Our annual National and Global growth in real technical wealth is far more
important than growth in abstract economic wealth. Money is fiat, fickle and a proxy.
Technical productivity/ intelligence is concrete. It is our primary survival variable.
Economy
 Dethrone Wall Street. 70-80% of our economy is private business, which need not
be short-term and growth-at-all-costs oriented, (public companies). Democratize/
improve access to private equity markets, social responsibility investing. 50% corp.

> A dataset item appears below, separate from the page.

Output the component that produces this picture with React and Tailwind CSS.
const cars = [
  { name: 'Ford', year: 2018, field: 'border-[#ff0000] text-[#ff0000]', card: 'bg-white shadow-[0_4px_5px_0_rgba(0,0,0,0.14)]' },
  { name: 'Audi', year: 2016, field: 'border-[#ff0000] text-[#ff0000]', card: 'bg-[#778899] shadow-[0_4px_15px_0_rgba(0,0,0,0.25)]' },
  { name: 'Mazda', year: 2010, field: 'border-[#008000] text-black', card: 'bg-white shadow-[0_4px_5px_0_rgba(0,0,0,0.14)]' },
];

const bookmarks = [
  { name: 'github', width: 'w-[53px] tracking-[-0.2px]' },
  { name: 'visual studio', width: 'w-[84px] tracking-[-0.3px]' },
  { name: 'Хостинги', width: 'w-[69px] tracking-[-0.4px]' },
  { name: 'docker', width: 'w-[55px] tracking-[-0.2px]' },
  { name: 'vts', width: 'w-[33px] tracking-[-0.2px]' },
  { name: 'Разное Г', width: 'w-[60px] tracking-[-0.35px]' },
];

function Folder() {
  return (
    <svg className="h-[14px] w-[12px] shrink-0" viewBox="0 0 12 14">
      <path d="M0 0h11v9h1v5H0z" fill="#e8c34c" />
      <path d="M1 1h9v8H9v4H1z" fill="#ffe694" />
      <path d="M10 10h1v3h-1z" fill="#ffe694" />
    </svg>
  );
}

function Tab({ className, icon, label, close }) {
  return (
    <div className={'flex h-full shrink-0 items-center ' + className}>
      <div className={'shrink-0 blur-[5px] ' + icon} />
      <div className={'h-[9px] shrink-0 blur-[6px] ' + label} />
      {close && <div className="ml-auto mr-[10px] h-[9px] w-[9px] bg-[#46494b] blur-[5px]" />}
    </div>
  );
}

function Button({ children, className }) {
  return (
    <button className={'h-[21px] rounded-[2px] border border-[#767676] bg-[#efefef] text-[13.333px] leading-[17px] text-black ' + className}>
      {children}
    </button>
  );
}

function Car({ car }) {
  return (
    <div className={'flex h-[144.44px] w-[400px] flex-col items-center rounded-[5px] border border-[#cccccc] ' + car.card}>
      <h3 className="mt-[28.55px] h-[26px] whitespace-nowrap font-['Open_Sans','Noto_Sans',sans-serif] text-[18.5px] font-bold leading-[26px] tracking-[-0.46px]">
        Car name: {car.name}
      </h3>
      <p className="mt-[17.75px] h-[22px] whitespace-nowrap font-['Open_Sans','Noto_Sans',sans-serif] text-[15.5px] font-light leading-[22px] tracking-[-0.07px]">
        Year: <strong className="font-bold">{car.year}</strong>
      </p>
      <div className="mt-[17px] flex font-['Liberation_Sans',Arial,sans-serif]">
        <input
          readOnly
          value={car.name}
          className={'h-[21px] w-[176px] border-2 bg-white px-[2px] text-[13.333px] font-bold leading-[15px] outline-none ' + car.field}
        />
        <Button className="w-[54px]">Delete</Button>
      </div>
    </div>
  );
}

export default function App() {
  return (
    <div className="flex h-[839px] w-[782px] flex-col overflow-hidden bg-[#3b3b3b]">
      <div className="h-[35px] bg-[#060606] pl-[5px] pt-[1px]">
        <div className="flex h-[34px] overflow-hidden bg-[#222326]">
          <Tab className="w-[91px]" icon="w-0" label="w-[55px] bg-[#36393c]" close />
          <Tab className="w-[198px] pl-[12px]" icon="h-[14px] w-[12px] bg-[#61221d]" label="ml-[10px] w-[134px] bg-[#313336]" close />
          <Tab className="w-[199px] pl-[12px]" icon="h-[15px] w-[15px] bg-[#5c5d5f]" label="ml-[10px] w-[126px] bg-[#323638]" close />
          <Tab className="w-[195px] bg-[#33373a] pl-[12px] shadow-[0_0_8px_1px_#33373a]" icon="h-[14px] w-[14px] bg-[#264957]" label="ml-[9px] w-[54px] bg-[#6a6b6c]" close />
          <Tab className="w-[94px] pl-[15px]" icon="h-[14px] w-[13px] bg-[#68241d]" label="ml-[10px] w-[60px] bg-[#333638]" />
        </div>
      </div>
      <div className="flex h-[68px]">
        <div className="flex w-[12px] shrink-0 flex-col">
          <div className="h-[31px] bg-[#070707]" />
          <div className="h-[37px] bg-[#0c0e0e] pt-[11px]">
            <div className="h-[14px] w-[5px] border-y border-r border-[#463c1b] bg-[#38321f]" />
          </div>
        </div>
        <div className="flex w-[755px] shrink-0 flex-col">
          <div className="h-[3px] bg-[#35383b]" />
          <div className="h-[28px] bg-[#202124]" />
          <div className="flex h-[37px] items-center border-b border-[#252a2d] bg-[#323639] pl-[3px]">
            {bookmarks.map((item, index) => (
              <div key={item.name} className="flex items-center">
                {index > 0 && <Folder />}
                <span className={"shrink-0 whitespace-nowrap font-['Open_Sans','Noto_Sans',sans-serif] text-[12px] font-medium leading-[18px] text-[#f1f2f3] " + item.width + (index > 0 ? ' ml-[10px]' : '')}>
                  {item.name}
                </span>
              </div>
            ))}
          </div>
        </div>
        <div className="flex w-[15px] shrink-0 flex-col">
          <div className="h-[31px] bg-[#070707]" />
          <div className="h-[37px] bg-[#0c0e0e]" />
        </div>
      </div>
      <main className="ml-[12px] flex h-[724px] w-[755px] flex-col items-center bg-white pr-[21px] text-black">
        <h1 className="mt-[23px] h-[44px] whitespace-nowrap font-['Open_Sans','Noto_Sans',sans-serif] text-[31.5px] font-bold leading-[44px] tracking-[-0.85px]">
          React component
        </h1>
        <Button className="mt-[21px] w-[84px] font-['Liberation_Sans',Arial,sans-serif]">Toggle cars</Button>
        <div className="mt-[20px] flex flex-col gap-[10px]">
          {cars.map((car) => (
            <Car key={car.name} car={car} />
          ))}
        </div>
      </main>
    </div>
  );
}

tax reduction for US manufacturing. Require use of Other People’s Money by public
corps to include invest. by corp. mgmt (skin-in-the-game). More corp. transparency.
Governance
 Accelaware govt leadership. Tie global development to zero (intrinsic) population
growth and tech productivity growth metrics. Revisit the constitution once a
generation (Jefferson). More representative democracy (no electoral college, more
parliamentary model). Politicians must fundraise 80% from (represent) their own
districts, no prior campaign war chests, two-term limits.
Demographics
 Immigrate! Three million / yr x 40 yrs. US pop. 400-500M in 2050. End the “lazy
politician’s immigration system” currently in effect. Close the border, give easy
asylum path for current illegal immigrants. Expand and clarify immigrant classes
(guest worker, resident alien, citizen). Make 50% meritocratic. Allow many formal
paths to citizenship (standard, PhD, business creation, political asylum, etc.). First
and second gen. immigrants make the small businesses, learn and innovate
harder. Recognize them for these natural advantages.